- Born: Valentina Mikhailovna Borok 9 July 1931 Kharkiv, Soviet Union
- Died: 4 February 2004 (aged 72) Haifa, Israel
- Occupations: Mathematician, professor
- Years active: 1949–1994
- Spouse(s): Yakov Zhitomirskii
- Children: Svetlana Jitomirskaya

= Valentina Borok =

Soviet and Ukrainian mathematician

Valentina Mikhailovna Borok (Валентина Михайловна Борок; Валентина Михайлівна Борок; 9 July 1931 – 4 February 2004) was a Soviet and Ukrainian mathematician. She is mainly known for her work on partial differential equations.

== Life ==
Borok was born into a Jewish family on July 9, 1931, in Kharkiv, Soviet Union (now Ukraine). Her father, Mikhail Borok, was a chemist, scientist and an expert in material science. Her mother, Bella Sigal, was a well-known economist. Because of her mothers' high position at the ministry of Economics, Valentina Borok had a privileged early childhood. However, because of the political situation, her mother voluntarily resigned in 1937, and took a lower position, presumably because she knew she couldn't possibly have been spared the repressions of the late 1930s. This possibly helped the Borok family survive World War II.

Valentina Borok had a talent for math even in her high school years. So in 1949, with the advice of her high school teachers Borok started to study Mathematics at Kyiv State University. There she met Yakov Zhitomirskii, who would be her husband until her death. In Kyiv, Borok, along with her future husband, started her research in the field of mathematics under the supervision of the mathematics department supervisor, Georgii Shilov. Her undergraduate thesis on distribution theory and the applications to the theory of systems of linear partial differential equations was found to be extraordinary and was published in a top Russian journal. This thesis was later selected in 1957 to be part of the first volumes of American Mathematical Society translations.
In 1954, Borok graduated from Kyiv State University and moved to Moscow State University in order to receive her graduate degree. In 1957, she received her Candidate of Sciences degree for her thesis On Systems of Linear Partial Differential Equations with Constant Coefficients. The information about the system of Linear Partial Differential equations with constant coefficient was publicized in the annals of mathematics. She later published more papers from 1954 to 1959, which contained a range of inverse theorems that allowed partial differential equations to be characterized by certain properties of their solutions. “In the same period she obtained formula that made it possible to compute in simple algebraic terms the numerical parameters that determine classes of uniqueness and well-posed of the Cauchy problem for systems of linear partial differential equations with constant coefficients". In 1960, she moved to Kharkiv State University, where she stayed until 1994. In 1970, Borok became a full professor and from 1983 to 1994, she was the Chair of the analysis department.

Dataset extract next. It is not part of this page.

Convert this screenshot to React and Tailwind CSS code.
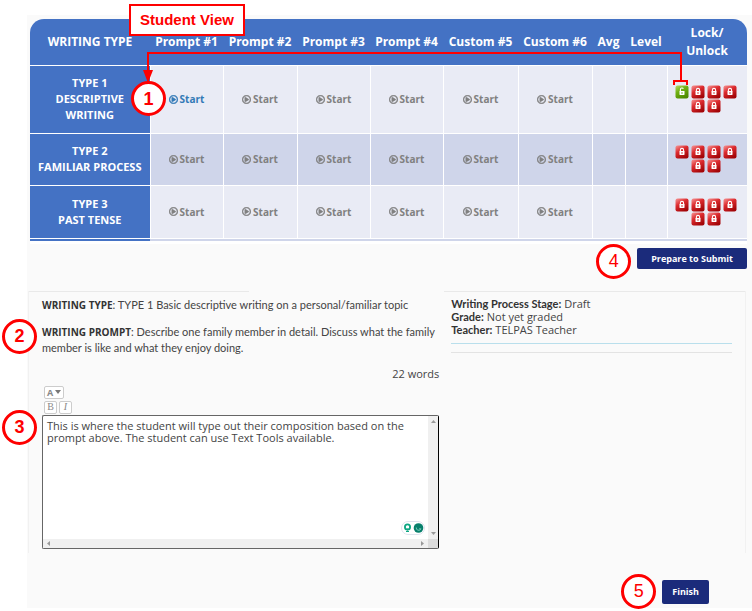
import { useState } from 'react'
import { FaRegPlayCircle } from 'react-icons/fa'

const COLUMNS = [
  { label: 'WRITING TYPE', w: 'w-[120px]' },
  { label: 'Prompt #1', w: 'w-[73px]' },
  { label: 'Prompt #2', w: 'w-[74px]' },
  { label: 'Prompt #3', w: 'w-[73px]' },
  { label: 'Prompt #4', w: 'w-[73px]' },
  { label: 'Custom #5', w: 'w-[75px]' },
  { label: 'Custom #6', w: 'w-[74px]' },
  { label: 'Avg', w: 'w-[33px]' },
  { label: 'Level', w: 'w-[42px]' },
  { label: 'Lock/ Unlock', w: 'w-[80px]' },
]

const ROWS = [
  { lines: ['TYPE 1', 'DESCRIPTIVE', 'WRITING'], h: 'h-[68px]', bg: 'bg-[#e9ebf5]', open: 0 },
  { lines: ['TYPE 2', 'FAMILIAR PROCESS'], h: 'h-[52px]', bg: 'bg-[#cfd5ea]', open: -1 },
  { lines: ['TYPE 3', 'PAST TENSE'], h: 'h-[53px]', bg: 'bg-[#e9ebf5]', open: -1 },
]

const SLOTS = [0, 1, 2, 3, 4, 5]

function LockIcon({ open }) {
  const id = open ? 'lock-green' : 'lock-red'
  return (
    <svg viewBox="0 0 14 14" className="size-[14px]" aria-hidden="true">
      <defs>
        <linearGradient id={id} x1="0" y1="0" x2="0.6" y2="1">
          <stop offset="0" stopColor={open ? '#b5dc6a' : '#f79a9a'} />
          <stop offset="0.45" stopColor={open ? '#6fb012' : '#dd2c30'} />
          <stop offset="1" stopColor={open ? '#4d8a00' : '#a30508'} />
        </linearGradient>
      </defs>
      <rect x="0.5" y="0.5" width="13" height="13" rx="2" fill={`url(#${id})`} />
      <path d={open ? 'M5.4 6.5V4.6a1.6 1.6 0 0 1 3-.8' : 'M5.4 6.5V5a1.6 1.6 0 0 1 3.2 0v1.5'} fill="none" stroke="#fff" strokeWidth="1.1" />
      <rect x="4.5" y="6" width="5" height="4" rx="0.4" fill="#fff" />
      <rect x="6.5" y="7.2" width="1" height="1.6" fill={open ? '#5c9c08' : '#c01518'} />
    </svg>
  )
}

// Numbered callout; the caller places it over the content
function Callout({ n, className }) {
  return (
    <span className={`absolute z-10 flex size-[35px] items-center justify-center rounded-full border-3 border-[#fe0000] bg-white font-['Liberation_Sans',sans-serif] text-[18px] leading-none text-[#fe0000] ${className}`}>
      {n}
    </span>
  )
}

function LockCell({ open, row }) {
  return (
    <div className="flex flex-wrap justify-center gap-x-[2px] pr-2 pl-[6px]">
      {SLOTS.map((i) => (
        <button key={i} type="button" aria-label={`${open === i ? 'Lock' : 'Unlock'} ${row} ${i + 1}`} className="block size-[14px]">
          <LockIcon open={open === i} />
        </button>
      ))}
    </div>
  )
}

function ProgressTable() {
  return (
    <div className="overflow-hidden rounded-t-[14px] bg-white pb-[3px]">
      <table className="w-full table-fixed border-collapse font-bold">
        <thead>
          <tr className="h-[46px] border-b border-white bg-[#4472c4] text-[12px] leading-[18px] text-white">
            {COLUMNS.map((c) => (
              <th key={c.label} scope="col" className={`p-0 ${c.w}`}>
                {c.label === 'Lock/ Unlock' ? <>Lock/<br />Unlock</> : <span className="whitespace-nowrap">{c.label}</span>}
              </th>
            ))}
          </tr>
        </thead>
        <tbody>
          {ROWS.map((r) => (
            <tr key={r.lines[0]} className={`border-b border-white ${r.h} ${r.bg}`}>
              <th scope="row" className="bg-[#4472c4] p-0 text-[11px] leading-[16px] text-white">
                {r.lines.map((l) => <span key={l} className="block whitespace-nowrap">{l}</span>)}
              </th>
              {SLOTS.map((i) => (
                <td key={i} className="border-l border-white p-0">
                  <button type="button" className={`mx-auto flex items-center gap-[2px] text-[10px] leading-[14px] ${r.open === i ? 'text-[#337ab7]' : 'text-[#808080]'}`}>
                    <FaRegPlayCircle className="size-[9px]" strokeWidth="30" />
                    Start
                  </button>
                </td>
              ))}
              <td className="border-l border-white" />
              <td className="border-l border-white" />
              <td className="border-l border-white p-0">
                <LockCell open={r.open} row={r.lines[0]} />
              </td>
            </tr>
          ))}
        </tbody>
      </table>
      {/* top edge of the next row */}
      <div className="flex h-[2px] bg-[#cfd5ea]">
        <div className="w-1/6 bg-[#4472c4]" />
      </div>
    </div>
  )
}

function Editor() {
  const [text, setText] = useState('This is where the student will type out their composition based on the prompt above. The student can use Text Tools available.')
  const tool = 'flex h-[13px] items-center justify-center rounded-[2px] border border-[#ccc] bg-white text-[#888]'
  return (
    <div>
      <div className="flex flex-col gap-[2px] pl-[2px]">
        <button type="button" aria-label="Text colour" className={`w-[20px] gap-[2px] text-[9px] leading-none font-bold ${tool}`}>
          A
          <svg viewBox="0 0 6 4" className="h-[4px] w-[6px]" aria-hidden="true"><path d="M0 0h6L3 4z" fill="#777" /></svg>
        </button>
        <div className="flex gap-[2px] font-['Liberation_Serif',serif] text-[10px] leading-none">
          <button type="button" aria-label="Bold" className={`w-[13px] ${tool}`}>B</button>
          <button type="button" aria-label="Italic" className={`w-[13px] italic ${tool}`}>I</button>
        </div>
      </div>
      <div className="relative mt-px">
        <Callout n="3" className="top-[-5px] left-[-40px] font-bold" />
        <div className="grid grid-cols-[1fr_10px] grid-rows-[123px_9px] rounded-[2px] border border-[#666] border-r-black bg-white">
          <textarea
            aria-label="Composition"
            value={text}
            onChange={(e) => setText(e.target.value)}
            className="h-full w-full resize-none overflow-hidden py-[4px] pr-2 pl-1 text-[11px] leading-[12px] text-[#444] outline-none"
          />
          <div className="flex flex-col items-center justify-between bg-[#f0f0f0] py-[4px]">
            <svg viewBox="0 0 5 3" className="h-[3px] w-[5px]" aria-hidden="true"><path d="M0 3h5L2.5 0z" fill="#999" /></svg>
            <svg viewBox="0 0 5 3" className="h-[3px] w-[5px]" aria-hidden="true"><path d="M0 0h5L2.5 3z" fill="#999" /></svg>
          </div>
          <div className="flex items-center justify-between bg-[#f0f0f0] px-[4px]">
            <svg viewBox="0 0 3 5" className="h-[5px] w-[3px]" aria-hidden="true"><path d="M3 0v5L0 2.5z" fill="#999" /></svg>
            <svg viewBox="0 0 3 5" className="h-[5px] w-[3px]" aria-hidden="true"><path d="M0 0v5L3 2.5z" fill="#999" /></svg>
          </div>
          <div className="bg-[#dcdcdc]" />
        </div>
        {/* grammar helper floating over the text area */}
        <svg viewBox="0 0 24 14" className="absolute right-[14px] bottom-[14px] h-[14px] w-[24px]" aria-hidden="true">
          <rect x="0.5" y="0.5" width="23" height="13" rx="6.5" fill="#fff" stroke="#dfe3ee" />
          <circle cx="6.5" cy="6" r="2.6" fill="none" stroke="#0da683" strokeWidth="1.8" />
          <path d="M5 10.5h3M6.5 7.5v2" stroke="#0da683" strokeWidth="1.2" />
          <circle cx="17.5" cy="7" r="4.8" fill="#08806c" />
          <path d="M15.3 6.5a2.4 2.4 0 0 0 4.6 1.3h-1.8" fill="none" stroke="#7fd0c0" strokeWidth="0.9" />
        </svg>
      </div>
    </div>
  )
}

export default function App() {
  return (
    <div className="bg-white pt-[15px] pb-[3px] pl-[27px] font-['Open_Sans','Noto_Sans',sans-serif] text-[#444]">
      <main className="bg-[#fafafa] pb-1">
        <div className="relative pt-1 pr-[5px] pl-[3px]">
          <ProgressTable />

          {/* connector from the open lock to the first prompt */}
          <div className="absolute top-[37px] right-[70px] left-[120px] h-[29px] border-t-2 border-r-2 border-[#fe0000]">
            <div className="h-[20px] w-[2px] bg-[#fe0000]" />
            <svg viewBox="0 0 10 13" className="absolute top-[16px] left-[-4px] h-[13px] w-[10px]" aria-hidden="true">
              <path d="M0 0h10L5 13z" fill="#fe0000" />
            </svg>
            <div className="absolute right-[-8px] bottom-[-4px] h-[5px] w-[15px] border-2 border-b-0 border-[#fe0000]" />
          </div>
          <div className="absolute top-[-11px] left-[102px] border-2 border-[#fe0000] bg-white px-[9px] py-[4px] font-['Liberation_Sans',sans-serif] text-[15px] leading-[20px] font-bold text-[#fe0000]">
            Student View
          </div>
          <Callout n="1" className="top-[66px] left-[104px] font-bold" />
        </div>

        <div className="flex justify-end pt-1 pr-[5px]">
          <div className="relative">
            <Callout n="4" className="top-[-4px] left-[-41px]" />
            <button type="button" className="block h-[21px] rounded-[2px] bg-[#1b2b7b] px-[14px] text-[9px] leading-none font-bold text-white">Prepare to Submit</button>
          </div>
        </div>

        <div className="mt-[22px] mr-[6px] ml-px flex border-x border-[#f1f1f1] pb-1">
          <section className="w-[58%]">
            <div className="h-px w-[220px] bg-[#e9e9e9]" />
            <div className="pt-[5px] pr-[5px] pl-[13px]">
              <p className="font-['Lato',sans-serif] text-[11px] leading-[15px]"><b className="font-['Open_Sans',sans-serif] text-[10px] text-[#333]">WRITING TYPE</b>: TYPE 1 Basic descriptive writing on a personal/familiar topic</p>
              <div className="relative mt-[11px]">
                <Callout n="2" className="top-[-5px] left-[-40px] font-bold" />
                <p className="font-['Lato',sans-serif] text-[11px] leading-[15px]"><b className="font-['Open_Sans',sans-serif] text-[10px] text-[#333]">WRITING PROMPT</b>: Describe one family member in detail. Discuss what the family member is like and what they enjoy doing.</p>
              </div>
              <p className="mt-[11px] mb-[5px] text-right text-[11px] leading-[15px]">22 words</p>
              <Editor />
            </div>
          </section>

          <section className="flex-1">
            <div className="h-px bg-[#e9e9e9]" />
            <div className="pt-[5px] pr-[13px] pl-[7px]">
              <dl className="text-[11px] leading-[13px] [&_dt]:font-['Lato',sans-serif] [&_dt]:font-bold [&_dt]:text-[#333]">
                <div className="flex gap-[3px]"><dt>Writing Process Stage:</dt><dd>Draft</dd></div>
                <div className="flex gap-[3px]"><dt>Grade:</dt><dd>Not yet graded</dd></div>
                <div className="flex gap-[3px]"><dt>Teacher:</dt><dd>TELPAS Teacher</dd></div>
              </dl>
              <hr className="mt-[7px] border-[#b9dfec]" />
              <hr className="mt-[8px] border-[#e3e3e3]" />
            </div>
          </section>
        </div>

        <div className="flex justify-end pt-[27px] pr-[43px]">
          <div className="relative">
            <Callout n="5" className="top-[-6px] left-[-41px]" />
            <button type="button" className="block h-[24px] rounded-[2px] bg-[#1b2b7b] px-[10px] text-[9px] leading-none font-bold text-white">Finish</button>
          </div>
        </div>
      </main>
    </div>
  )
}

In the early 1960s Borok worked on the stability for partial differential equations well-posed. Her other works at this time were on the parabolic systems degenerating at infinity and on the dependence of classes of uniqueness on the transformations of the spatial argument. most of her works during this period of time were mostly joint works with her husband Yakov Zhitomirskii.

And during the period of the late 1960s, Borok began her series of papers that laid the foundations for the theory of local and non-local boundary value problems in infinite layers for systems of partial differential equations. The results of her studies included the construction of maximal classes of uniqueness and well-posedness, Phragmen- Lindelöf type theorems, and the study of asymptotic properties and stability of solutions of boundary-value problems in infinite layers.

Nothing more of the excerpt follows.